Что действительно важно, сказал он, это поддержание порядка, стабильности и безопасности для всех, включая его самого: «Необходимо согласие, объединение всего общества перед угрозой прихода в российскую власть любых деструктивных, радикальных, экстремистских и криминальных сил». Но некоторые стремились подорвать эти усилия, делая безответственные и нервные заявления.
Затем Ельцин попытался опровергнуть заявления о том, что август 1998 года доказал полное банкротство его правления. Но он явно занял по этому поводу оборонительную позицию: «Наиболее драматические события 1998 года, во многом определившие последующее развитие экономической и политической ситуации, связаны с 17 августа.

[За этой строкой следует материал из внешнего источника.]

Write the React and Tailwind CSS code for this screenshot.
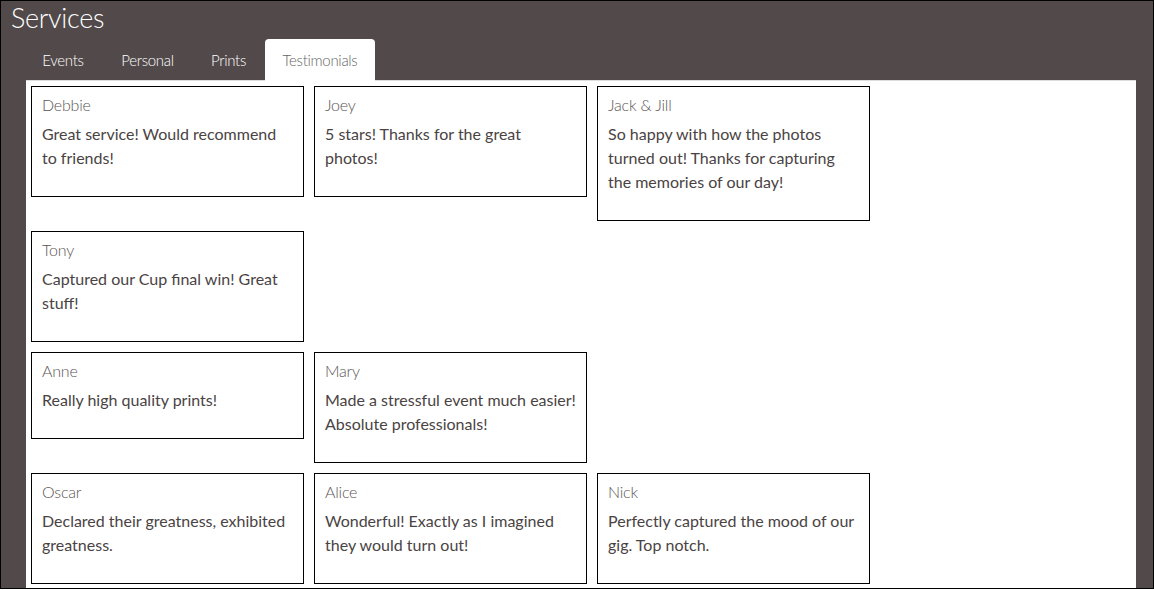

Объявленные в этот день решения до сих пор являются предметом острейших дискуссий <…> Считалось, что кредиты МВФ и антикризисная программа действий помогут переломить негативные настроения инвесторов». Затем он переложил вину на Думу, предположив, что августовский кризис можно было предотвратить, если бы она действовала более ответственно: «И они переломили бы, но сама программа не была принята Государственной Думой».

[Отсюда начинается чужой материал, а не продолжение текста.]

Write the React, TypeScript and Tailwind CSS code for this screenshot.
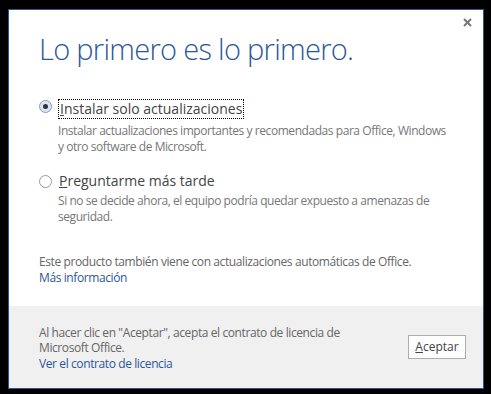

Отвергнув личную вину, Ельцин затем переложил ответственность за разрешение нынешней дилеммы на Примакова: «Правительство Примакова сейчас должно сделать <…> решительные шаги». Эти шаги не могли включать передачу инициативы реваншистским политикам. Действительно, Ельцин воскресил реваншистский призрак, с которым он сражался за победу на президентских выборах 1996 года. Он говорил о врагах реформ, чьи идеи устарели, которые хотят мстить и все еще призывают к директивной и плановой экономике, к цензуре в СМИ и к новому витку холодной войны и отказу от интеграции в мировую экономику. Он заявил, что еще один виток централизации только разрушит хрупкие рыночные институты, и утверждал, что не следует допускать незаконных действий оппозиции.

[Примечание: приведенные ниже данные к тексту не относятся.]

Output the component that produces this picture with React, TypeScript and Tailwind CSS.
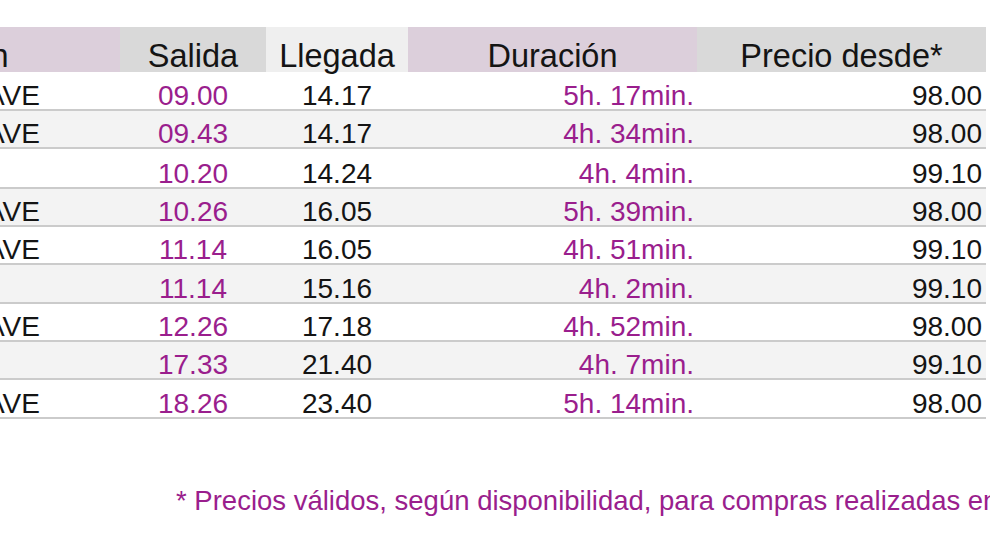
import React from 'react';

interface TrainRow {
  tipo: string;
  salida: string;
  llegada: string;
  duracion: string;
  precio: string;
  height: string;
}

const rows: TrainRow[] = [
  { tipo: 'AVE', salida: '09.00', llegada: '14.17', duracion: '5h. 17min.', precio: '98.00', height: 'h-[39px]' },
  { tipo: 'AVE', salida: '09.43', llegada: '14.17', duracion: '4h. 34min.', precio: '98.00', height: 'h-[38px]' },
  { tipo: '', salida: '10.20', llegada: '14.24', duracion: '4h. 4min.', precio: '99.10', height: 'h-[40px]' },
  { tipo: 'AVE', salida: '10.26', llegada: '16.05', duracion: '5h. 39min.', precio: '98.00', height: 'h-[38px]' },
  { tipo: 'AVE', salida: '11.14', llegada: '16.05', duracion: '4h. 51min.', precio: '99.10', height: 'h-[38px]' },
  { tipo: '', salida: '11.14', llegada: '15.16', duracion: '4h. 2min.', precio: '99.10', height: 'h-[39px]' },
  { tipo: 'AVE', salida: '12.26', llegada: '17.18', duracion: '4h. 52min.', precio: '98.00', height: 'h-[38px]' },
  { tipo: '', salida: '17.33', llegada: '21.40', duracion: '4h. 7min.', precio: '99.10', height: 'h-[38px]' },
  { tipo: 'AVE', salida: '18.26', llegada: '23.40', duracion: '5h. 14min.', precio: '98.00', height: 'h-[39px]' },
];

export default function App() {
  return (
    <div className="w-[990px] h-[556px] overflow-hidden bg-white font-['Liberation_Sans',Arial,sans-serif] text-[#141414]">
      <div className="pt-[27px] w-[986px]">
        {/* Header */}
        <div className="flex h-[45px] text-[32.5px] leading-none">
          <div className="w-[120px] bg-[#dccfdb] flex items-end whitespace-nowrap">
            <span className="-ml-[57px]">Tren</span>
          </div>
          <div className="w-[146px] bg-[#d9d9d9] flex items-end justify-center">Salida</div>
          <div className="w-[142px] bg-[#efefef] flex items-end justify-center">Llegada</div>
          <div className="w-[289px] bg-[#dccfdb] flex items-end justify-center">Duración</div>
          <div className="w-[289px] bg-[#d9d9d9] flex items-end justify-center">Precio desde*</div>
        </div>

        {/* Rows */}
        {rows.map((r, i) => (
          <div
            key={i}
            className={`flex ${r.height} border-b-2 border-[#cbcbcb] text-[28px] leading-[26px] ${
              i % 2 === 1 ? 'bg-[#f3f3f3]' : 'bg-white'
            }`}
          >
            <div className="w-[120px] flex items-end whitespace-nowrap">
              <span className="-ml-[14px]">{r.tipo}</span>
            </div>
            <div className="w-[146px] flex items-end justify-center text-[#9a1e8d]">{r.salida}</div>
            <div className="w-[142px] flex items-end justify-center">{r.llegada}</div>
            <div className="w-[289px] flex items-end justify-end pr-[3px] text-[#9a1e8d] whitespace-pre">{r.duracion}</div>
            <div className="w-[289px] flex items-end justify-end pr-[4px]">{r.precio}</div>
          </div>
        ))}
      </div>

      {/* Footnote */}
      <p className="mt-[68px] pl-[176px] text-[27.5px] leading-none text-[#9a1e8d] whitespace-nowrap">
        * Precios válidos, según disponibilidad, para compras realizadas en
      </p>
    </div>
  );
}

Возродив это бинарное противостояние сил добра и зла, Ельцин объявил, что не будет принимать никаких поправок в конституцию до проведения новых выборов в Думу в декабре 1999 года. Тем самым он подорвал процесс, который Примаков пытался запустить за кулисами: принятие поправок к конституции, направленных на сокращение полномочий президента в обмен на прекращение процедуры импичмента и предоставление президенту неприкосновенности. Далее Ельцин угрожающе перешел к прогнозам результатов декабрьских парламентских выборов, заявив, что новая, более молодая политическая элита возьмет на себя власть, чтобы вести страну вперед: «…в депутаты будут избраны люди, чьи профессиональные способности не вызывают каких-либо сомнений <…>. Нам нужны патриотически настроенные профессионалы, а не “профессиональные патриоты”. Отдавая предпочтение тем или иным кандидатам, сравнивая их программы, лозунги, опыт работы, российские избиратели должны проявить ответственность, доказать, что за годы перемен они научились не только пользоваться свободой, но и ценить и отстаивать ее». Такое предсказание могло быть риторикой демократического политика, стремящегося создать эффект группового давления. Однако более вероятно, что это были заявления лидера, пытавшегося запугать как оппозицию, так и губернаторов регионов, намекая, что он может сфальсифицировать выборы.
Примакову дали понять: он должен стабилизировать экономическую ситуацию, добиться помощи Запада и убедить парламент отказаться от импичмента. Более того, он был вынужден сделать это, не обещая парламентской оппозиции поправок к конституции. Примакову было дано на это слишком мало времени, да, вероятно, он и не мог бы это сделать в любом случае. Таким образом, повторилась уже знакомая закономерность: вскоре после своего послания Федеральному собранию в марте 1997 года Ельцин произвел перестановки в правительстве; через месяц после своего выступления в феврале 1998 года он уволил Черномырдина. Как и следовало ожидать, через месяц после своего выступления в апреле 1999 года Ельцин уволил Примакова. Если в сентябре 1998 года он уступил парламентской оппозиции, когда выдвинул Примакова, вместо того чтобы заставить Черномырдина провести третье голосование, то теперь он, что более характерно, был готов к критике. Он выдвинул на пост Примакова бывшего главу МВД С. В. Степашина. Ельцин словно подбивал Думу бросить ему вызов.